The assertion came as Gokhale made it clear that 'Article 370 is an internal issue, and we will not discuss it at UN'
Indian foreign secretary Vijay Gokhale in New Delhi on February 26, 2019. Earlier, while briefing the media on the visit, Gokhale had said that besides Modi’s meetings at the UN, the external affairs minister (EAM) would be in New York with an entirely different schedule.

Our Special Correspondent   |   New Delhi   |   Published 19.09.19, 08:44 PM

Foreign secretary Vijay Gokhale on Thursday said Pakistan was “welcome” to raise Kashmir at the United Nations General Assembly (UNGA) but Prime Minister Narendra Modi would focus on what India has been doing as a “responsible member” for development, peace and security.

The assertion came as Gokhale made it clear that “Article 370 is an internal issue, and we will not discuss this at the UN”.

The foreign secretary was responding to questions on how India intended to counter Pakistan’s plans to embarrass it at the UNGA by raising Kashmir. “If they wish to dwell on this in the speech by their Prime Minister, they are welcome to do so, but our Prime Minister will focus on what the UNGA high level segment is meant to focus on, which is, as an important economy and a responsible member of the UN, what we are doing for development, for security, for peace,” he said.

Ahead of Modi’s departure for a weeklong visit to the US, India maintained its attitude of nonchalance over the possibility of facing questions at the UNGA on developments in Kashmir since August 5, when New Delhi changed the state’s constitutional status and redrew its map.

Gokhale was non-committal when asked if the presence of foreign minister S. Jaishankar and junior minister V. Muraleedharan at the UN to engage with groups such as the NAM, the Commonwealth, the Central American grouping SICA and BRICS, besides a broad spectrum of the UN membership, was part of India’s efforts to address likely questions on Kashmir.

Stating that there are a number of countries the leadership has not been able to visit due to paucity of time, Gokhale said the UNGA allowed such engagements.
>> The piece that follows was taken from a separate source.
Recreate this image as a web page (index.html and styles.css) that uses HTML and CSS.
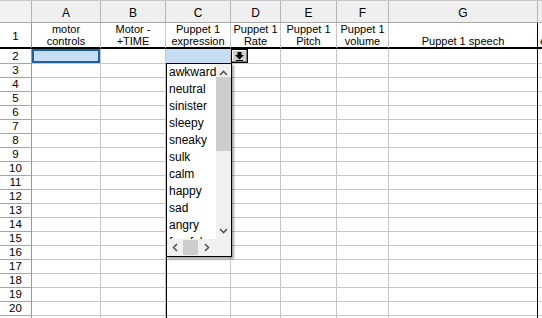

As for the agenda, he said, it would be issues of mutual interest and concern.

Earlier, while briefing the media on the visit, Gokhale had said that besides Modi’s meetings at the UN, the external affairs minister (EAM) would be in New York with an entirely different schedule. “The minister of state (MoS) will also be in New York for his own meetings and to engage groups such as the NAM, the Commonwealth, SICA and BRICS. The purpose is to ensure that the PM, EAM and MoS cover as broad a spectrum of the UN membership as possible in the three-to-four days they are in New York.”

While Modi is scheduled to leave New York immediately after addressing the UNGA on September 27 before Pakistan Prime Minister Imran Khan is to speak, India is anticipating questions from other quarters too.
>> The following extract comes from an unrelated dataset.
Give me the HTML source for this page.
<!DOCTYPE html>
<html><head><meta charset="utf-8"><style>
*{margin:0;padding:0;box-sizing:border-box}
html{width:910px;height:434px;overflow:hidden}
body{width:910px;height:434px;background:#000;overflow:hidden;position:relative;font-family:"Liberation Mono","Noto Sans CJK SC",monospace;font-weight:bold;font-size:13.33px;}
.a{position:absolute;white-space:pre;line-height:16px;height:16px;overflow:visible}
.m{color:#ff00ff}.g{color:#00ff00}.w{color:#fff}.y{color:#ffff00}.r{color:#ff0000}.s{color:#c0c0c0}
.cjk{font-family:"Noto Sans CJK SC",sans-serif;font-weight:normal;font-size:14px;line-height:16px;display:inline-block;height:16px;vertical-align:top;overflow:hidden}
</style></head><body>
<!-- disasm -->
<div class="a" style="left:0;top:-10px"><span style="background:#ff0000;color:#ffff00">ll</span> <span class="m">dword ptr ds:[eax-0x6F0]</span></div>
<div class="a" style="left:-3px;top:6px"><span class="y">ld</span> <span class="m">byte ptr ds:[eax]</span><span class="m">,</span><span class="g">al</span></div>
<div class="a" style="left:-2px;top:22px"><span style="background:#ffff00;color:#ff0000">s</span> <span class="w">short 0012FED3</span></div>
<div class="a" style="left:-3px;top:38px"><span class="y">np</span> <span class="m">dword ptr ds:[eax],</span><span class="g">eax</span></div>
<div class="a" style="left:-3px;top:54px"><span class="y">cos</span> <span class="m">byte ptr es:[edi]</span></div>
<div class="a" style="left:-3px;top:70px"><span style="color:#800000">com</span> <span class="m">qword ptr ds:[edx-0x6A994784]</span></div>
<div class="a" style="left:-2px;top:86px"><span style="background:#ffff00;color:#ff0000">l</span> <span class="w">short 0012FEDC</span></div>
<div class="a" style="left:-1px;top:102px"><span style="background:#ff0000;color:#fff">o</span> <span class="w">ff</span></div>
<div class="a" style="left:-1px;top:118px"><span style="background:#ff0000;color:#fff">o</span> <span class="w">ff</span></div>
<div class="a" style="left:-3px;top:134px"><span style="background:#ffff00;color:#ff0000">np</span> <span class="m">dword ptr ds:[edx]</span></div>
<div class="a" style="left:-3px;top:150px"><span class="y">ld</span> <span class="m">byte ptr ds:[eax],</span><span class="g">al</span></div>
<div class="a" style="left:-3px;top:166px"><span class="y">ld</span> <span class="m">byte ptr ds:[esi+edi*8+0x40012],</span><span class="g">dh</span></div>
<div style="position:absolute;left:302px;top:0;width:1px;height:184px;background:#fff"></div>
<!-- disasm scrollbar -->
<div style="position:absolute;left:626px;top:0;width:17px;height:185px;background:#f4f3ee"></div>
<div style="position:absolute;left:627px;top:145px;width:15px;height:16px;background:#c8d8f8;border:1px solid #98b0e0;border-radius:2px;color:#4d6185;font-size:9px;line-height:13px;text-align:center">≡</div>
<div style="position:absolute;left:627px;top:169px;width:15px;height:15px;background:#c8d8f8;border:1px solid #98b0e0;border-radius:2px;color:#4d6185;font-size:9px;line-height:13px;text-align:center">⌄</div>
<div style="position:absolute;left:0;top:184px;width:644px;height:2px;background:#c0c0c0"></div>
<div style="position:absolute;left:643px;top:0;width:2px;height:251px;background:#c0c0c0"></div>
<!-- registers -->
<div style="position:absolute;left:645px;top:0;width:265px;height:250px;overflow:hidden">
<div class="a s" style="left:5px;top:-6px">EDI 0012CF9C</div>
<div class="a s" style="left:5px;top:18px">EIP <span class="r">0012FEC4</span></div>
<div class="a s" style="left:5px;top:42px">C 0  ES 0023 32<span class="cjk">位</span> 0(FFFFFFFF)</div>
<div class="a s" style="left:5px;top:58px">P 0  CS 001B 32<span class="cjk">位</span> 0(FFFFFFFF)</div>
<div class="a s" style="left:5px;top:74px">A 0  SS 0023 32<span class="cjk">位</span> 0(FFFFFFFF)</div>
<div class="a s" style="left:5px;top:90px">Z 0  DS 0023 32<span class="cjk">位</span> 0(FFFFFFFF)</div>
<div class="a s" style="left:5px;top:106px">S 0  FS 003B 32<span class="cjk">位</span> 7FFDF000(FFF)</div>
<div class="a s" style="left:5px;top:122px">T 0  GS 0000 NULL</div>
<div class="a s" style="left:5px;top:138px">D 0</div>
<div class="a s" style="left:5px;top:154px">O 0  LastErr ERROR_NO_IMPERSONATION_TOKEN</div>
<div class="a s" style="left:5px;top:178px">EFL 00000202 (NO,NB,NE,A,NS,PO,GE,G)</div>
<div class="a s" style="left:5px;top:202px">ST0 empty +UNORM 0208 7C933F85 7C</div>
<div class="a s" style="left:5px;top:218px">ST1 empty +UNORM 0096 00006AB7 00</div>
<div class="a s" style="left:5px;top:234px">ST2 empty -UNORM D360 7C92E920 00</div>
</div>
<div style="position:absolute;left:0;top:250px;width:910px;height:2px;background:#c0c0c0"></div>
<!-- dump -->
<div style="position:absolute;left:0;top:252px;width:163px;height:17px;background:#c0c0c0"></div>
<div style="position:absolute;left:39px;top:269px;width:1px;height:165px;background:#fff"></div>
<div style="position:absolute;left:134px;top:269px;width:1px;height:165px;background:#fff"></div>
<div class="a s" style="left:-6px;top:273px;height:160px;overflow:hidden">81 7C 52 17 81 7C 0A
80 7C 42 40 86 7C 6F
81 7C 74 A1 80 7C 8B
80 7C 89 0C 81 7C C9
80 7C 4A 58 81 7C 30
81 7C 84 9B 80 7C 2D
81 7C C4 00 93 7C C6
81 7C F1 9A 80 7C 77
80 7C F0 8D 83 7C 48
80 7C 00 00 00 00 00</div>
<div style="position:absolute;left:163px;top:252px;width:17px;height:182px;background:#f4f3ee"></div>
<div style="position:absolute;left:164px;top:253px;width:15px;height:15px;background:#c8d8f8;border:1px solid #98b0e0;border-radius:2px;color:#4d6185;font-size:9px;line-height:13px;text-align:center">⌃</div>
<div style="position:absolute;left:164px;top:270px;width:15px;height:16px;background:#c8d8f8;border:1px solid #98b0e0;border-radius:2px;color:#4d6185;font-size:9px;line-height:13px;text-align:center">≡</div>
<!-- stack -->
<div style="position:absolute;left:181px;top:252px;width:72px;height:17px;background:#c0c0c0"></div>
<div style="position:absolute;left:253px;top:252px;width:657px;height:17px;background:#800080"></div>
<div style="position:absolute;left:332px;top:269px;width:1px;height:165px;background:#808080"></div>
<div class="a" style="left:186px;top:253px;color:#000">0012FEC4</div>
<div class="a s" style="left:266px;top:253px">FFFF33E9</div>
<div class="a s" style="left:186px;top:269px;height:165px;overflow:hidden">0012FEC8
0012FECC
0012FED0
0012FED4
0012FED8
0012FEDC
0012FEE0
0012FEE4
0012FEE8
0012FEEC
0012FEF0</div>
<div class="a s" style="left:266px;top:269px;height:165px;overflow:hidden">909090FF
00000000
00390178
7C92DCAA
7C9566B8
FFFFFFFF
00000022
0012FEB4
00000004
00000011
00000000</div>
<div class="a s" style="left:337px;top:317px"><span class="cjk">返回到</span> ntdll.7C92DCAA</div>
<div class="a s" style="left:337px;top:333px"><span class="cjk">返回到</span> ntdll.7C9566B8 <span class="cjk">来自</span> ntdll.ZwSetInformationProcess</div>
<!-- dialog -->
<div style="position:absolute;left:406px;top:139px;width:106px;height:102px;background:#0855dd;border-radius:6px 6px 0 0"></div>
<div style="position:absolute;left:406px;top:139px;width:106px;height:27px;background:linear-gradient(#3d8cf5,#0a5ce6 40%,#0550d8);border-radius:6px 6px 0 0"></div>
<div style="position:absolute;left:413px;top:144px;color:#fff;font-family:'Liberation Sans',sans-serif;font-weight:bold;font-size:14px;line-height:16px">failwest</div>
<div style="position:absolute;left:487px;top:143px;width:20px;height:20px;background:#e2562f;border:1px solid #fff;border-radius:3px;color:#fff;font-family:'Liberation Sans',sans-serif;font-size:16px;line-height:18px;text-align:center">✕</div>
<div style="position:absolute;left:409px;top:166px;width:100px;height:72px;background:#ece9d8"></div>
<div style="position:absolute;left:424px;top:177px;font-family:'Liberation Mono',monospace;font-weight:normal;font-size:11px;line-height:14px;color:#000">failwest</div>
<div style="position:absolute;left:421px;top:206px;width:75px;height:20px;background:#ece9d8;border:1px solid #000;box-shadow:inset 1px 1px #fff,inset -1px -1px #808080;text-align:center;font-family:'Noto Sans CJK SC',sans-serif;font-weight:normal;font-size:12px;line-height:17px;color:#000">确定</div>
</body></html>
The Foreign Affairs Committee of the European Parliament had raised specific concerns over the restrictions in Jammu and Kashmir and the issue had also come up at the UN Human Rights Council, currently in session in Geneva.
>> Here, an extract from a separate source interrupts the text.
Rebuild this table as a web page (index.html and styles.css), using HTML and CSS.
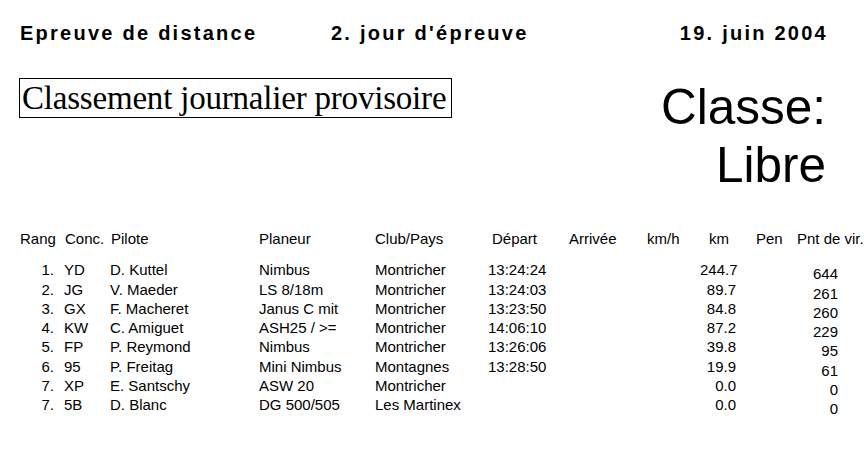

Apart from addressing the UNGA, the Prime Minister’s stay in New York will see him engage with several world leaders on climate change, universal health coverage and strategic responses to terrorist and violent extremist narratives.

The primary focus of the visit will be business. Modi will engage with energy majors in Houston and business leaders in New York. While the interaction with the energy majors will project India as an important market, the engagement will also see the Indian side discuss investment and other possibilities in the economic area, Gokhale said.

The purpose of the meeting with business leaders in New York, he added, is to get feedback on their business plans in India and also to demonstrate the Modi government’s “business-friendly approach in attracting investment into India”.